GIVEN TASK: Leave out the pictures and transcribe everything else exactly.

GIVEN INFORMATION:
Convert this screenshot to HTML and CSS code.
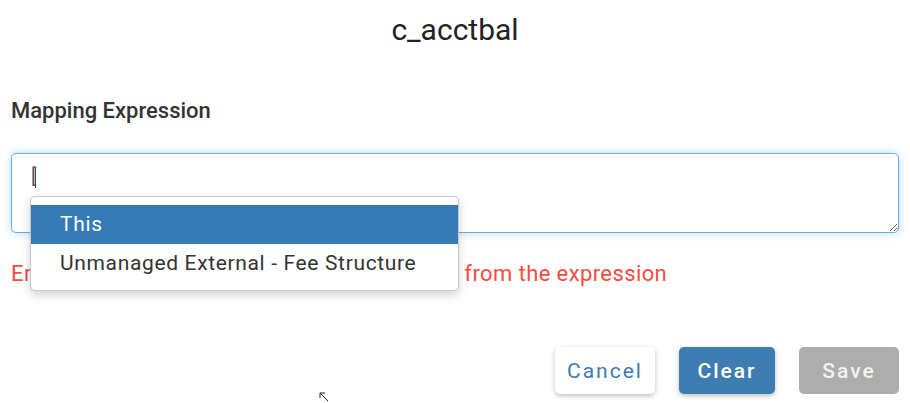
FILE: index.html
```html
<!DOCTYPE html>
<html lang="en">
<head>
  <meta charset="UTF-8" />
  <title>c_acctbal</title>
  <link rel="stylesheet" href="styles.css">
</head>
<body>
  <div class="dialog">
    <h1 class="title">c_acctbal</h1>

    <label class="field-label" for="expr">Mapping Expression</label>
    <div class="editor">
      <textarea id="expr" class="expr-input">[</textarea>
      <span class="caret"></span>
      <ul class="suggestions">
        <li class="active">This</li>
        <li>Unmanaged External - Fee Structure</li>
      </ul>
    </div>

    <p class="error">Error: Please remove the unknown character from the expression</p>

    <div class="actions">
      <button class="btn btn-cancel">Cancel</button>
      <button class="btn btn-clear">Clear</button>
      <button class="btn btn-save" disabled>Save</button>
    </div>
  </div>

  <svg class="pointer" width="12" height="12" viewBox="0 0 12 12">
    <path d="M1 1 L1 6 M1 1 L6 1 M1 1 L9 9" stroke="#222" stroke-width="1" fill="none"/>
  </svg>
</body>
</html>
```

FILE: styles.css
```css
body {
  margin: 0;
  font-family: Roboto, "Liberation Sans", sans-serif;
  background-color: #ffffff;
  color: #333;
  width: 910px;
  height: 403px;
  overflow: hidden;
  position: relative;
}

.dialog {
  padding: 0 11px 0 11px;
}

.title {
  margin: 0;
  padding-top: 13px;
  font-size: 30px;
  font-weight: 400;
  color: #222;
  text-align: center;
  line-height: 34px;
}

.field-label {
  display: block;
  margin-top: 51px;
  font-size: 22px;
  font-weight: 500;
  color: #333;
  line-height: 26px;
}

.editor {
  position: relative;
  margin-top: 29px;
}

.expr-input {
  display: block;
  box-sizing: border-box;
  width: 888px;
  height: 80px;
  margin: 0;
  padding: 10px 19px;
  border: 1px solid #66afe9;
  border-radius: 5px;
  box-shadow: 0 0 8px rgba(102, 175, 233, 0.45);
  font-family: Roboto, "Liberation Sans", sans-serif;
  font-size: 20px;
  color: #555;
  outline: none;
  resize: vertical;
}

.caret {
  position: absolute;
  left: 24px;
  top: 15px;
  width: 1px;
  height: 20px;
  background-color: #444;
}

.suggestions {
  position: absolute;
  left: 19px;
  top: 43px;
  width: 429px;
  margin: 0;
  padding: 8px 0 7px 0;
  list-style: none;
  background-color: #fff;
  border: 1px solid #c8c8c8;
  border-radius: 5px;
  box-shadow: 0 4px 10px rgba(0, 0, 0, 0.18);
  box-sizing: border-box;
  z-index: 2;
}

.suggestions li {
  height: 39px;
  line-height: 39px;
  padding-left: 29px;
  font-size: 21px;
  letter-spacing: 0.65px;
  color: #333;
}

.suggestions li.active {
  background-color: #337ab7;
  color: #fff;
}

.error {
  margin: 28px 0 0 0;
  font-size: 22px;
  line-height: 26px;
  color: #f44b42;
  letter-spacing: 0.4px;
}

.actions {
  display: flex;
  justify-content: flex-end;
  gap: 24px;
  margin-top: 60px;
}

.btn {
  height: 47px;
  padding: 0;
  border: none;
  border-radius: 5px;
  font-family: Roboto, "Liberation Sans", sans-serif;
  font-size: 21px;
  font-weight: 500;
  letter-spacing: 2px;
  cursor: pointer;
}

.btn-cancel {
  width: 100px;
  background-color: #fff;
  color: #3c7bb5;
  font-weight: 400;
  box-shadow: 0 2px 5px rgba(0, 0, 0, 0.25);
}

.btn-clear {
  width: 96px;
  background-color: #3e7db2;
  color: #fff;
  box-shadow: 0 2px 5px rgba(0, 0, 0, 0.25);
}

.btn-save {
  width: 100px;
  background-color: #adadad;
  color: #f2f2f2;
}

.pointer {
  position: absolute;
  left: 319px;
  top: 392px;
}
```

RESULT:
Convert this screenshot to HTML and CSS code.
FILE: index.html
```html
<!DOCTYPE html>
<html lang="en">
<head>
  <meta charset="UTF-8" />
  <title>c_acctbal</title>
  <link rel="stylesheet" href="styles.css">
</head>
<body>
  <div class="dialog">
    <h1 class="title">c_acctbal</h1>

    <label class="field-label" for="expr">Mapping Expression</label>
    <div class="editor">
      <textarea id="expr" class="expr-input">[</textarea>
      <span class="caret"></span>
      <ul class="suggestions">
        <li class="active">This</li>
        <li>Unmanaged External - Fee Structure</li>
      </ul>
    </div>

    <p class="error">Error: Please remove the unknown character from the expression</p>

    <div class="actions">
      <button class="btn btn-cancel">Cancel</button>
      <button class="btn btn-clear">Clear</button>
      <button class="btn btn-save" disabled>Save</button>
    </div>
  </div>

  <svg class="pointer" width="12" height="12" viewBox="0 0 12 12">
    <path d="M1 1 L1 6 M1 1 L6 1 M1 1 L9 9" stroke="#222" stroke-width="1" fill="none"/>
  </svg>
</body>
</html>
```

FILE: styles.css
```css
body {
  margin: 0;
  font-family: Roboto, "Liberation Sans", sans-serif;
  background-color: #ffffff;
  color: #333;
  width: 910px;
  height: 403px;
  overflow: hidden;
  position: relative;
}

.dialog {
  padding: 0 11px 0 11px;
}

.title {
  margin: 0;
  padding-top: 13px;
  font-size: 30px;
  font-weight: 400;
  color: #222;
  text-align: center;
  line-height: 34px;
}

.field-label {
  display: block;
  margin-top: 51px;
  font-size: 22px;
  font-weight: 500;
  color: #333;
  line-height: 26px;
}

.editor {
  position: relative;
  margin-top: 29px;
}

.expr-input {
  display: block;
  box-sizing: border-box;
  width: 888px;
  height: 80px;
  margin: 0;
  padding: 10px 19px;
  border: 1px solid #66afe9;
  border-radius: 5px;
  box-shadow: 0 0 8px rgba(102, 175, 233, 0.45);
  font-family: Roboto, "Liberation Sans", sans-serif;
  font-size: 20px;
  color: #555;
  outline: none;
  resize: vertical;
}

.caret {
  position: absolute;
  left: 24px;
  top: 15px;
  width: 1px;
  height: 20px;
  background-color: #444;
}

.suggestions {
  position: absolute;
  left: 19px;
  top: 43px;
  width: 429px;
  margin: 0;
  padding: 8px 0 7px 0;
  list-style: none;
  background-color: #fff;
  border: 1px solid #c8c8c8;
  border-radius: 5px;
  box-shadow: 0 4px 10px rgba(0, 0, 0, 0.18);
  box-sizing: border-box;
  z-index: 2;
}

.suggestions li {
  height: 39px;
  line-height: 39px;
  padding-left: 29px;
  font-size: 21px;
  letter-spacing: 0.65px;
  color: #333;
}

.suggestions li.active {
  background-color: #337ab7;
  color: #fff;
}

.error {
  margin: 28px 0 0 0;
  font-size: 22px;
  line-height: 26px;
  color: #f44b42;
  letter-spacing: 0.4px;
}

.actions {
  display: flex;
  justify-content: flex-end;
  gap: 24px;
  margin-top: 60px;
}

.btn {
  height: 47px;
  padding: 0;
  border: none;
  border-radius: 5px;
  font-family: Roboto, "Liberation Sans", sans-serif;
  font-size: 21px;
  font-weight: 500;
  letter-spacing: 2px;
  cursor: pointer;
}

.btn-cancel {
  width: 100px;
  background-color: #fff;
  color: #3c7bb5;
  font-weight: 400;
  box-shadow: 0 2px 5px rgba(0, 0, 0, 0.25);
}

.btn-clear {
  width: 96px;
  background-color: #3e7db2;
  color: #fff;
  box-shadow: 0 2px 5px rgba(0, 0, 0, 0.25);
}

.btn-save {
  width: 100px;
  background-color: #adadad;
  color: #f2f2f2;
}

.pointer {
  position: absolute;
  left: 319px;
  top: 392px;
}
```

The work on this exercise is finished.